Image source note: The image was generated by AI, provided by the image authorization service Midjourney
This test used the National New Curriculum Standard I paper, ensuring that all participating open-source models were already open-sourced before the college entrance examination, maintaining the fairness of the test. Moreover, the AI "answer sheets" were manually judged by teachers with experience in grading the college entrance examination, striving to meet real marking standards.
The models involved in the evaluation came from diverse backgrounds, including the Mixtral8x22B dialogue model from French AI startup Mistral, Yi-1.5-34B from Lingyi Wuren Company, GLM-4-9B from Zhipu AI, InternLM2-20B-WQX from the Shanghai Artificial Intelligence Laboratory, and the Qwen2 series from Alibaba. GPT-4o, as a closed-source model, participated in the evaluation only as a reference.

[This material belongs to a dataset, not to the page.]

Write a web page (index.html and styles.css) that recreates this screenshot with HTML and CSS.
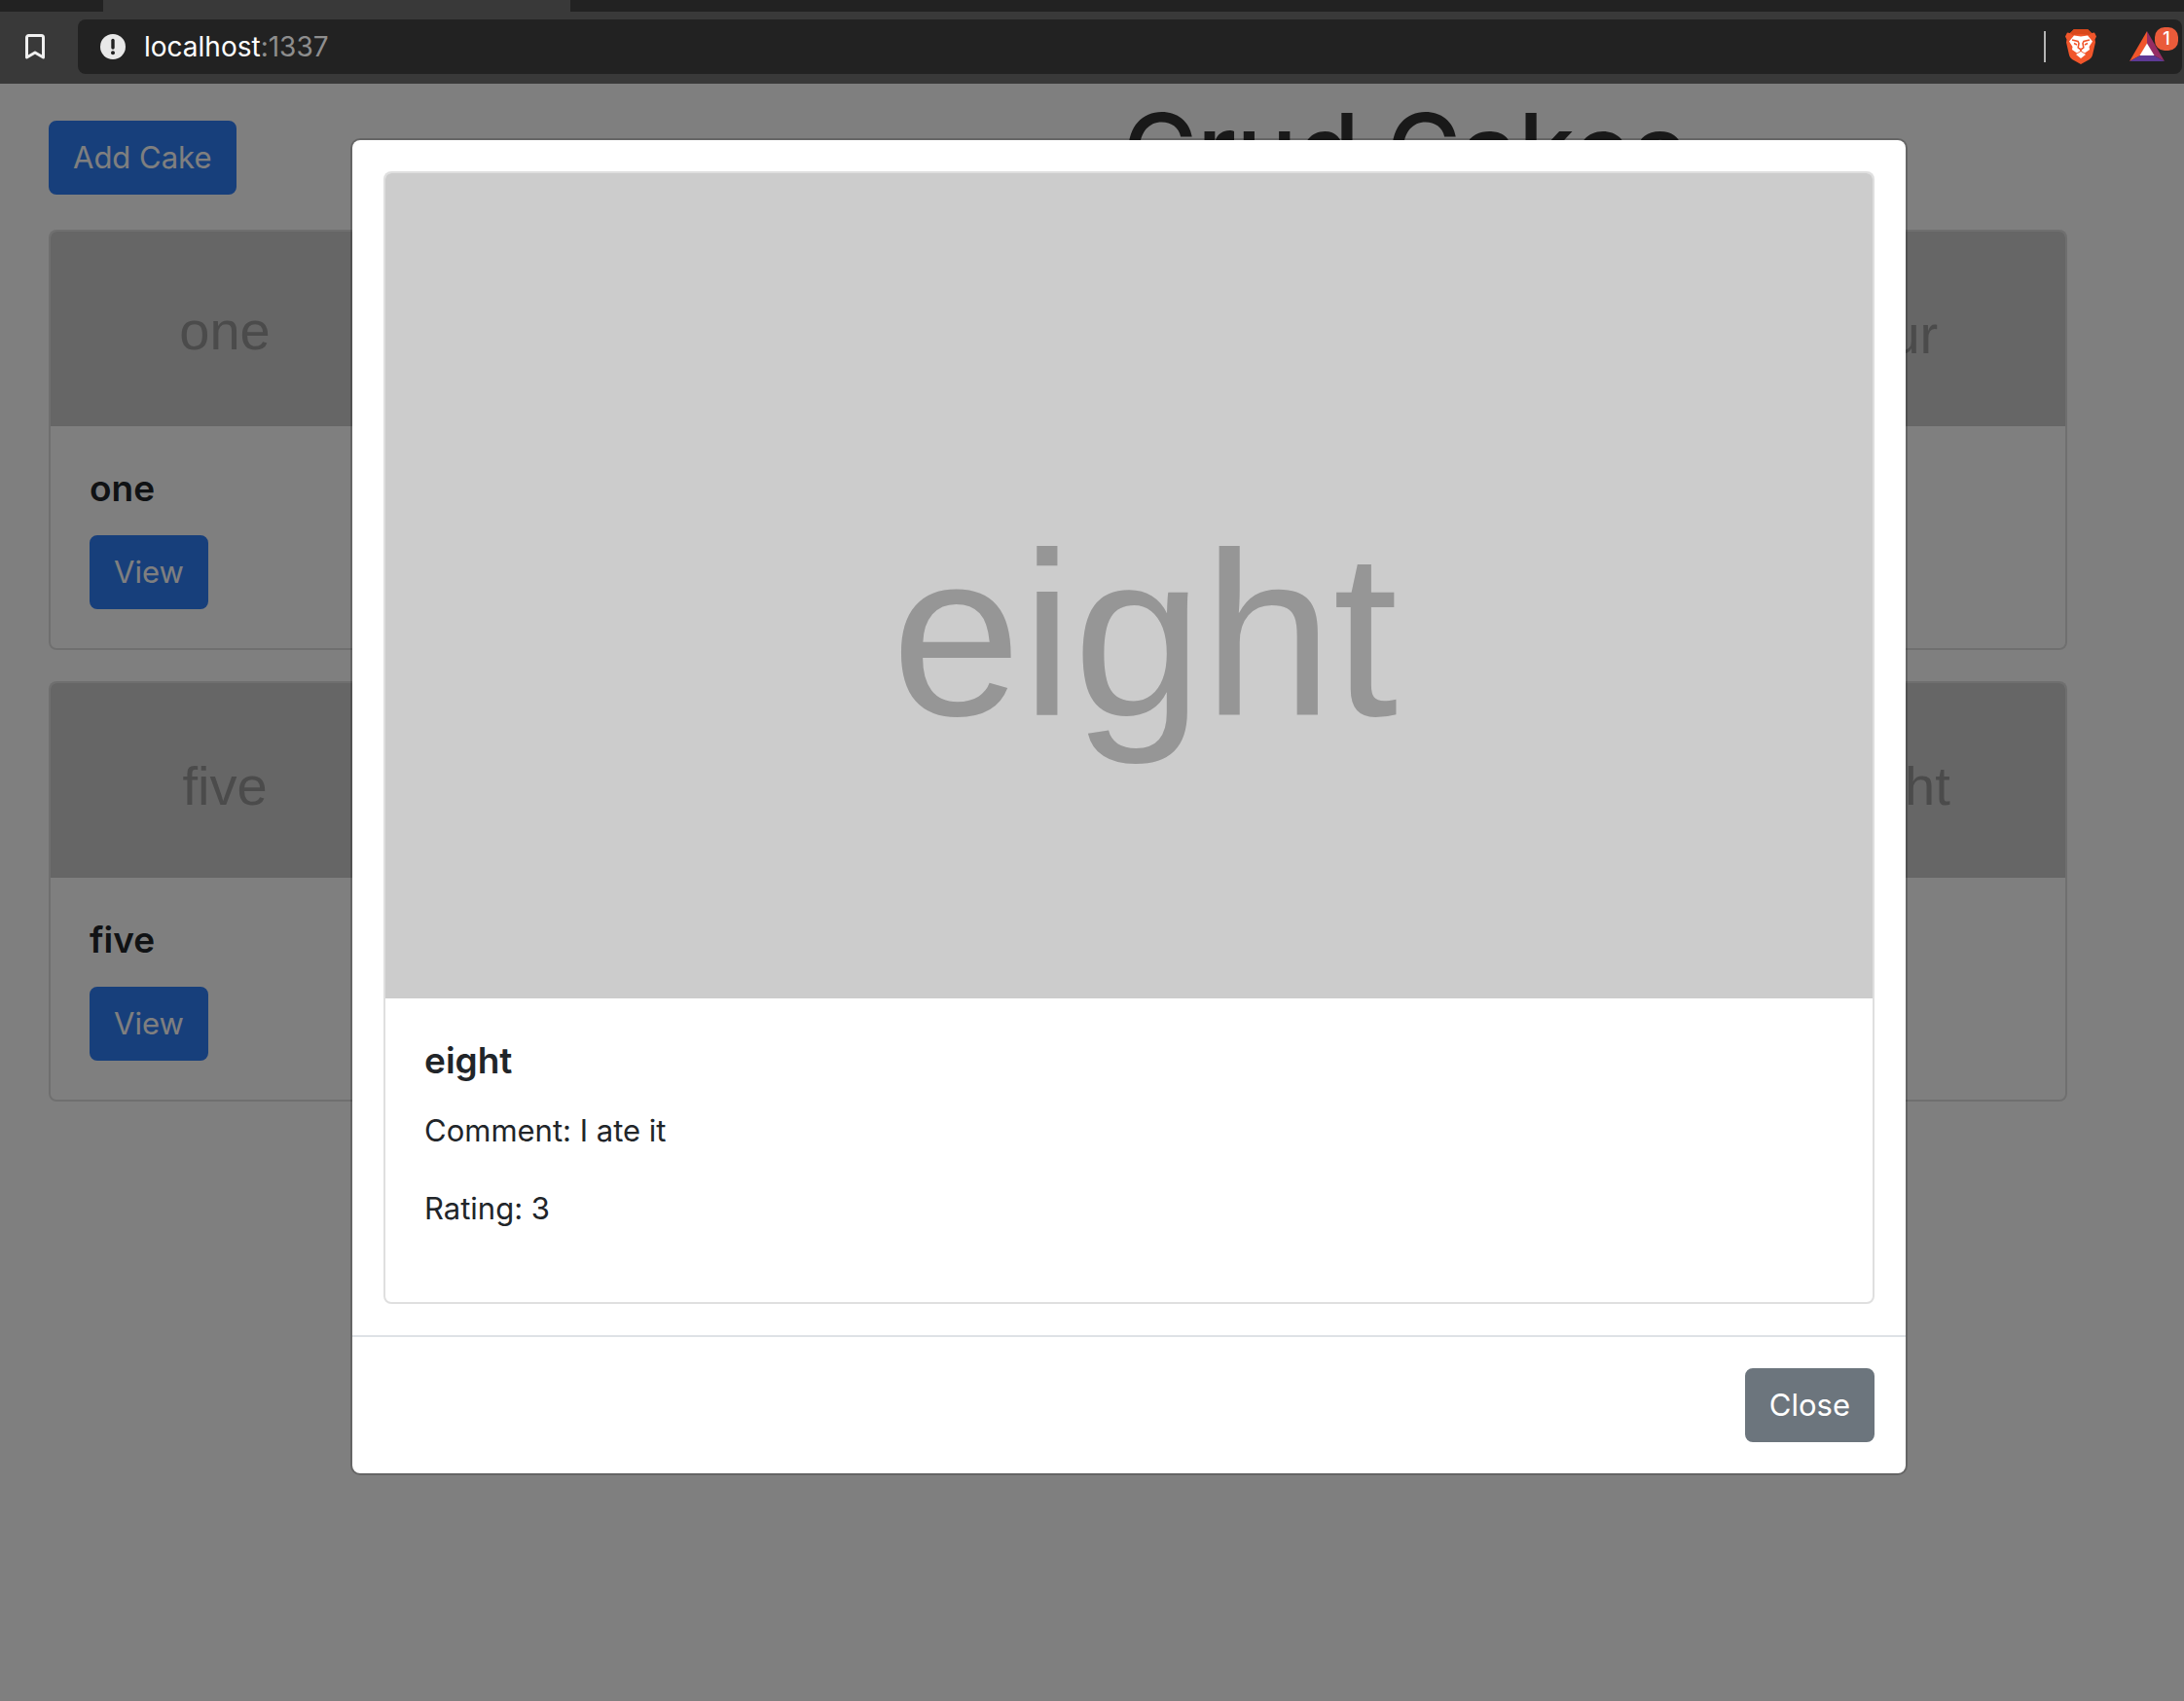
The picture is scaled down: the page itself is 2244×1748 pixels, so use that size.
FILE: index.html
```html
<!DOCTYPE html>
<html lang="en">
<head>
<meta charset="utf-8">
<meta name="viewport" content="width=device-width, initial-scale=1">
<title>Crud Cakes</title>
<link rel="stylesheet" href="styles.css">
</head>
<body>
<header class="browser">
  <div class="tab-strip"><div class="tab"></div></div>
  <div class="toolbar">
    <button class="icon-button" type="button" aria-label="Bookmark this page">
      <svg width="20" height="26" viewBox="0 0 20 26"><path d="M1.500 3.500a2 2 0 0 1 2-2h13a2 2 0 0 1 2 2v20.500L10 19l-8.500 5z" fill="none" stroke="#f0f0f0" stroke-width="3" stroke-linejoin="round"/></svg>
    </button>
    <div class="address-bar">
      <button class="icon-button" type="button" aria-label="Site information">
        <svg width="26" height="26" viewBox="0 0 26 26"><circle cx="13" cy="13" r="13" fill="#e8e8e8"/><path d="M13 6.500v7.500" stroke="#222" stroke-width="3.400" stroke-linecap="round"/><circle cx="13" cy="19.300" r="2" fill="#222"/></svg>
      </button>
      <div class="url">localhost<span class="port">:1337</span></div>
      <div class="divider"></div>
      <button class="icon-button" type="button" aria-label="Brave Shields">
        <svg width="32" height="36" viewBox="0 0 32 36"><path d="M9 0h14l4 4 3-.5 2 4-1.500 3 .5 3-3 13c-.6 2.400-1.700 3.500-3.500 4.800L16 36l-8.500-4.700C5.700 30 4.600 28.900 4 26.500l-3-13 .5-3L0 7.500l2-4 3 .5z" fill="#f1562b"/><path d="M9 0h14l4 4-2.500 2L16 5 7.500 6 5 4z" fill="#d9481c"/><path d="M9 6.500l7 1 7-1 5 6-3.500 5.500.5 3-5 3.500L16 22l-4 2.500L7 21l.5-3L4 12.500zM11 26l5-3 5 3-5 4z" fill="#fff"/><path d="M7 11l6 1.500 1 2-.8 4.500 2.800 2 2.800-2-.8-4.500 1-2 6-1.500M9 14.500l3 1.500M23 14.500l-3 1.500M16 21v2" fill="none" stroke="#f1562b" stroke-width="1.600"/></svg>
      </button>
      <button class="icon-button rewards" type="button" aria-label="Brave Rewards">
        <svg width="36" height="32" viewBox="0 0 36 32"><path d="M18 0v13l-7 12-11 6z" fill="#f1562b"/><path d="M18 0l18 31-11-6-7-12z" fill="#962d63"/><path d="M0 31l11-6h14l11 6z" fill="#5e3a96"/><path d="M18 12.500L25.500 25h-15z" fill="#fff"/></svg>
        <span class="badge">1</span>
      </button>
    </div>
  </div>
</header>

<main class="page">
  <div class="page-head">
    <button class="btn btn-primary" type="button">Add Cake</button>
    <h1 class="page-title">Crud Cakes</h1>
  </div>
  <div class="cake-grid">
    <article class="card"><div class="card-image card-image-short">one</div><div class="card-body"><h2 class="card-title">one</h2><button class="btn btn-primary" type="button">View</button></div></article>
    <article class="card"><div class="card-image">two</div><div class="card-body"><h2 class="card-title">two</h2><button class="btn btn-primary" type="button">View</button></div></article>
    <article class="card"><div class="card-image">three</div><div class="card-body"><h2 class="card-title">three</h2><button class="btn btn-primary" type="button">View</button></div></article>
    <article class="card"><div class="card-image">four</div><div class="card-body"><h2 class="card-title">four</h2><button class="btn btn-primary" type="button">View</button></div></article>
    <article class="card"><div class="card-image">five</div><div class="card-body"><h2 class="card-title">five</h2><button class="btn btn-primary" type="button">View</button></div></article>
    <article class="card"><div class="card-image">six</div><div class="card-body"><h2 class="card-title">six</h2><button class="btn btn-primary" type="button">View</button></div></article>
    <article class="card"><div class="card-image">seven</div><div class="card-body"><h2 class="card-title">seven</h2><button class="btn btn-primary" type="button">View</button></div></article>
    <article class="card"><div class="card-image">eight</div><div class="card-body"><h2 class="card-title">eight</h2><button class="btn btn-primary" type="button">View</button></div></article>
  </div>

  <div class="backdrop">
    <section class="modal" role="dialog" aria-modal="true" aria-labelledby="cake-name">
      <div class="modal-body">
        <article class="card">
          <div class="card-image card-image-large">eight</div>
          <div class="card-body">
            <h2 class="card-title" id="cake-name">eight</h2>
            <p class="card-text">Comment: I ate it</p>
            <p class="card-text">Rating: 3</p>
          </div>
        </article>
      </div>
      <footer class="modal-footer">
        <button class="btn btn-secondary" type="button">Close</button>
      </footer>
    </section>
  </div>
</main>
</body>
</html>
```
FILE: styles.css
```css
* {
  box-sizing: border-box;
}

body {
  margin: 0;
  min-height: 100vh;
  display: flex;
  flex-direction: column;
  font-family: Inter, Roboto, sans-serif;
  font-size: 31px;
  line-height: 48px;
  color: #212529;
  background: #fff;
}

h1,
h2,
p {
  margin: 0;
}

button {
  font: inherit;
  cursor: pointer;
}

svg {
  display: block;
}

/* Browser chrome */

.browser {
  background: #393939;
}

.tab-strip {
  height: 12px;
  padding-left: 106px;
  background: #222;
}

.tab {
  width: 480px;
  height: 100%;
  background: #393939;
}

.toolbar {
  display: flex;
  align-items: center;
  gap: 34px;
  padding: 8px 2px 10px 26px;
}

.icon-button {
  padding: 0;
  border: 0;
  background: none;
}

.address-bar {
  flex: 1;
  display: flex;
  align-items: center;
  height: 56px;
  padding: 0 18px 0 23px;
  border-radius: 8px;
  background: #222;
}

.url {
  flex: 1;
  padding-left: 19px;
  font-size: 28px;
  line-height: 32px;
  color: #fff;
}

.port {
  color: #8e8e8e;
}

.divider {
  width: 2px;
  height: 32px;
  margin-right: 20px;
  background: #b4b4b4;
}

.rewards {
  position: relative;
  margin-left: 34px;
}

.badge {
  position: absolute;
  top: -4px;
  right: -14px;
  width: 24px;
  height: 24px;
  border-radius: 10px;
  background: #ea5b3a;
  color: #fff;
  font-size: 18px;
  font-weight: 500;
  line-height: 24px;
  text-align: center;
}

/* Page */

.page {
  flex: 1;
  position: relative;
  padding: 16px 120px 32px 50px;
}

.page-head {
  display: grid;
  grid-template-columns: 1fr 2fr;
  gap: 32px;
  align-items: center;
  justify-items: start;
  height: 120px;
  margin-bottom: 14px;
}

.page-title {
  align-self: start;
  justify-self: center;
  font-size: 104px;
  font-weight: 500;
  line-height: 104px;
  color: #333;
}

.cake-grid {
  display: grid;
  grid-template-columns: repeat(4, 362px);
  justify-content: space-between;
  gap: 32px 0;
}

.card {
  border: 2px solid rgba(0, 0, 0, 0.125);
  border-radius: 8px;
  background: #fff;
  background-clip: padding-box;
  overflow: hidden;
}

.card-image {
  display: flex;
  align-items: center;
  justify-content: center;
  height: 200px;
  padding-top: 12px;
  background: #ccc;
  color: #969696;
  font-family: "Liberation Sans", Arial, sans-serif;
  font-size: 56px;
  line-height: 72px;
}

.card-image-short {
  padding-top: 4px;
}

.card-image-large {
  height: 848px;
  padding: 100px 0 0 32px;
  font-size: 240px;
  line-height: 288px;
}

.card-body {
  padding: 40px;
}

.card-title {
  margin-bottom: 24px;
  font-size: 37px;
  font-weight: 600;
  line-height: 48px;
}

.card-text {
  margin-bottom: 32px;
}

.btn {
  display: block;
  padding: 12px 23px;
  border: 2px solid transparent;
  border-radius: 8px;
  color: #fff;
}

.btn-primary {
  border-color: #2f7ef7;
  background: #2f7ef7;
}

.btn-secondary {
  border-color: #6c757d;
  background: #6c757d;
}

/* Cake details dialog */

.backdrop {
  position: absolute;
  inset: 0;
  padding: 56px 284px 56px 360px;
  background: rgba(0, 0, 0, 0.5);
}

.modal {
  max-width: 1600px;
  border: 2px solid rgba(0, 0, 0, 0.2);
  border-radius: 10px;
  background: #fff;
  background-clip: padding-box;
}

.modal-body {
  padding: 32px;
}

.modal-footer {
  display: flex;
  justify-content: flex-end;
  padding: 32px;
  border-top: 2px solid #dee2e6;
}
```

The results were announced, with Qwen2-72B leading the pack with a total score of 303, followed closely by GPT-4o with 296 points, and InternLM2-20B-WQX in third place with 295.5 points. These models performed well in Chinese and English, with an average score rate of 67% in Chinese and an impressive 81% in English. However, in Mathematics, the average score rate for all models was only 36%, indicating significant room for improvement in mathematical reasoning for AI.
The marking teachers conducted a comprehensive analysis of the AI models' answer sheets. In the Chinese subject, the models generally handled modern text comprehension well but showed some deficiencies in classical Chinese and essay writing. In Mathematics, although the models had strong formula memorization skills, they lacked flexibility in applying them during problem-solving. The English subject overall performed well, but some models had lower score rates in certain question types.
This "large-scale AI college entrance exam" not only showcases the potential of AI in the academic field but also reveals their limitations in understanding and applying knowledge. With continuous technological advancements, we have reason to believe that future AI will become smarter and better serve human society.